■ Exercise task
Below are the records; copy each line in them that holds the word "React".

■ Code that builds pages
::::

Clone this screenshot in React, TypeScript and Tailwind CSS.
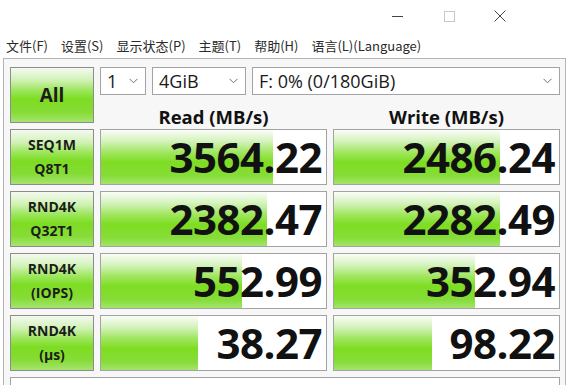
import React from "react";

const green =
  "bg-[linear-gradient(to_bottom,#f4faf0_0%,#d2f2b8_22%,#9be65a_42%,#7ddc22_58%,#86dc36_82%,#a6e470_100%)]";

function Label({ a, b }: { a: string; b?: string }) {
  return (
    <div
      className={`border border-[#8c8c8c] ${green} flex flex-col items-center justify-center text-[14px] font-bold leading-[24px] text-[#1c1c1c]`}
    >
      <span>{a}</span>
      {b && <span>{b}</span>}
    </div>
  );
}

function Cell({ value, fill }: { value: string; fill: number }) {
  return (
    <div className="relative border border-[#a3a3a3] bg-white overflow-hidden">
      <div
        className="h-full bg-[linear-gradient(to_bottom,#fafdf8_0%,#d6f3bf_20%,#9fe65e_42%,#7edd22_60%,#86dd38_85%,#a4e46c_100%)]"
        style={{ width: `${fill}px` }}
      />
      <div className="absolute inset-0 flex items-center justify-end pr-[4px] text-[42px] font-bold text-[#111] leading-none tracking-[-0.5px]">
        {value}
      </div>
    </div>
  );
}

function Chevron() {
  return (
    <svg width="9" height="6" viewBox="0 0 9 6" className="shrink-0">
      <path d="M0.5 0.8 L4.5 4.8 L8.5 0.8" fill="none" stroke="#707070" strokeWidth="1" />
    </svg>
  );
}

function Select({ w, text }: { w: string; text: string }) {
  return (
    <div
      className={`${w} h-[28px] border border-[#a3a3a3] bg-white flex items-center justify-between pl-[6px] pr-[7px] text-[18px] text-[#1a1a1a]`}
    >
      <span>{text}</span>
      <Chevron />
    </div>
  );
}

export default function App() {
  return (
    <div
      className="w-[569px] h-[385px] bg-white overflow-hidden"
      style={{ fontFamily: '"Open Sans", "Noto Sans CJK SC", sans-serif' }}
    >
      {/* title bar */}
      <div className="h-[32px] flex items-center justify-end">
        <div className="w-[52px] flex justify-center">
          <div className="w-[11px] h-[1px] bg-[#444]" />
        </div>
        <div className="w-[52px] flex justify-center">
          <div className="w-[11px] h-[11px] border border-[#c8c8c8]" />
        </div>
        <div className="w-[52px] flex justify-center pr-[2px]">
          <svg width="12" height="12" viewBox="0 0 12 12">
            <path d="M0.5 0.5 L11.5 11.5 M11.5 0.5 L0.5 11.5" stroke="#444" strokeWidth="1" />
          </svg>
        </div>
        <div className="w-[42px]" />
      </div>
      {/* menu */}
      <div
        className="h-[26px] flex items-center gap-[13px] pl-[6px] pt-[2px] text-[13px] text-[#2a2a2a]"
        style={{ fontFamily: '"Noto Sans CJK SC", sans-serif' }}
      >
        <span>文件(F)</span>
        <span>设置(S)</span>
        <span>显示状态(P)</span>
        <span>主题(T)</span>
        <span>帮助(H)</span>
        <span>语言(L)(Language)</span>
      </div>
      {/* frame */}
      <div className="ml-[3px] mr-[3px] border-t border-l border-r border-[#b4b4b4] bg-[#f7f7f7] h-[400px] pl-[6px] pt-[8px]">
        <div className="grid grid-cols-[84px_227px_227px] auto-rows-[56px] gap-x-[6px] gap-y-[6px]">
          <div
            className={`border border-[#8c8c8c] ${green} flex items-center justify-center text-[19px] font-bold text-[#1c1c1c]`}
          >
            All
          </div>
          <div className="col-span-2 flex flex-col">
            <div className="flex gap-[6px]">
              <Select w="w-[46px]" text="1" />
              <Select w="w-[94px]" text="4GiB" />
              <Select w="w-[308px]" text="F: 0% (0/180GiB)" />
            </div>
            <div className="flex-1 grid grid-cols-2 gap-x-[6px] items-end translate-y-[6px]">
              <div className="text-center text-[18.5px] font-bold text-[#111] leading-[24px]">Read (MB/s)</div>
              <div className="text-center text-[18.5px] font-bold text-[#111] leading-[24px]">Write (MB/s)</div>
            </div>
          </div>

          <Label a="SEQ1M" b="Q8T1" />
          <Cell value="3564.22" fill={172} />
          <Cell value="2486.24" fill={166} />

          <Label a="RND4K" b="Q32T1" />
          <Cell value="2382.47" fill={166} />
          <Cell value="2282.49" fill={166} />

          <Label a="RND4K" b="(IOPS)" />
          <Cell value="552.99" fill={141} />
          <Cell value="352.94" fill={141} />

          <Label a="RND4K" b="(μs)" />
          <Cell value="38.27" fill={97} />
          <Cell value="98.22" fill={98} />

          <div className="col-span-3 h-[30px] border border-[#a3a3a3] bg-white" />
        </div>
      </div>
    </div>
  );
}
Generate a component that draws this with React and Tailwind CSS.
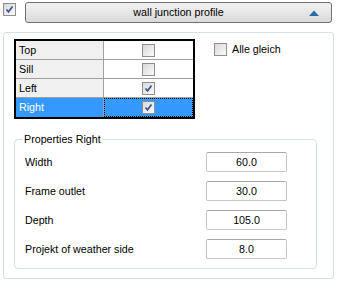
import React from "react";

const rows = [
  { name: "Top", on: false },
  { name: "Sill", on: false },
  { name: "Left", on: true },
  { name: "Right", on: true, sel: true },
];

const props = [
  ["Width", "60.0"],
  ["Frame outlet", "30.0"],
  ["Depth", "105.0"],
  ["Projekt of weather side", "8.0"],
];

function Check({ on }) {
  return (
    <div className="w-[13px] h-[13px] border border-[#8e8f8f] bg-gradient-to-br from-[#d8d8d8] to-[#fbfbfb] flex items-center justify-center shrink-0">
      {on && (
        <svg width="9" height="9" viewBox="0 0 9 9">
          <path d="M1.5 4.5 L3.5 6.8 L7.5 1.5" stroke="#3a5494" strokeWidth="1.7" fill="none" />
        </svg>
      )}
    </div>
  );
}

export default function App() {
  return (
    <div className="w-[338px] h-[284px] bg-white text-[10.7px] text-black font-['Liberation_Sans',Arial,sans-serif] leading-[13px]">
      <div className="flex items-start pt-[2px]">
        <div className="ml-[3px] mt-[1px]">
          <Check on />
        </div>
        <button className="ml-[9px] w-[307px] h-[21px] border border-[#707070] rounded-[3px] bg-gradient-to-b from-[#f2f2f2] to-[#dadada] flex items-center relative">
          <span className="flex-1 text-center">wall junction profile</span>
          <svg width="10" height="6" viewBox="0 0 10 6" className="absolute right-[12px] top-[7px]">
            <path d="M0 6 L5 0.5 L10 6 Z" fill="#2e6aa5" />
          </svg>
        </button>
      </div>

      <div className="mt-[9px] ml-[3px] w-[331px] h-[247px] border border-[#d5dfe5] rounded-[3px] pl-[10px] pt-[6px]">
        <div className="flex items-start">
          <div className="w-[181px] border-2 border-black">
            {rows.map((r, i) => (
              <div
                key={r.name}
                className={`flex h-[19px] ${i < rows.length - 1 ? "border-b border-[#a0a0a0]" : ""} ${r.sel ? "bg-[#3399ff] text-white" : ""}`}
              >
                <div className={`w-[88px] border-r border-[#a0a0a0] pl-[3px] flex items-center ${r.sel ? "" : "bg-[#f0f0f0]"}`}>
                  {r.name}
                </div>
                <div className={`flex-1 flex items-center justify-center ${r.sel ? "outline outline-1 outline-dotted outline-black -outline-offset-1" : "bg-white"}`}>
                  <Check on={r.on} />
                </div>
              </div>
            ))}
          </div>
          <div className="ml-[19px] mt-[4px] flex items-center gap-[5px]">
            <Check />
            <span>Alle gleich</span>
          </div>
        </div>

        <fieldset className="mt-[14px] w-[303px] border border-[#d5dfe5] rounded-[4px] pl-[10px] pb-[9px]">
          <legend className="ml-[-2px] px-[1px] leading-[13px]">Properties Right</legend>
          <div className="flex flex-col gap-[9px] pt-[6px]">
            {props.map(([k, v]) => (
              <div key={k} className="flex items-center h-[20px]">
                <div className="w-[181px]">{k}</div>
                <div className="w-[81px] h-[20px] border border-[#c6c6c6] border-t-[#a9a9a9] rounded-[2px] bg-white flex items-center justify-center">
                  {v}
                </div>
              </div>
            ))}
          </div>
        </fieldset>
      </div>
    </div>
  );
}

::::

■ Output below
Clone this screenshot in React, TypeScript and Tailwind CSS.
import React from "react";
Generate a component that draws this with React and Tailwind CSS.
import React from "react";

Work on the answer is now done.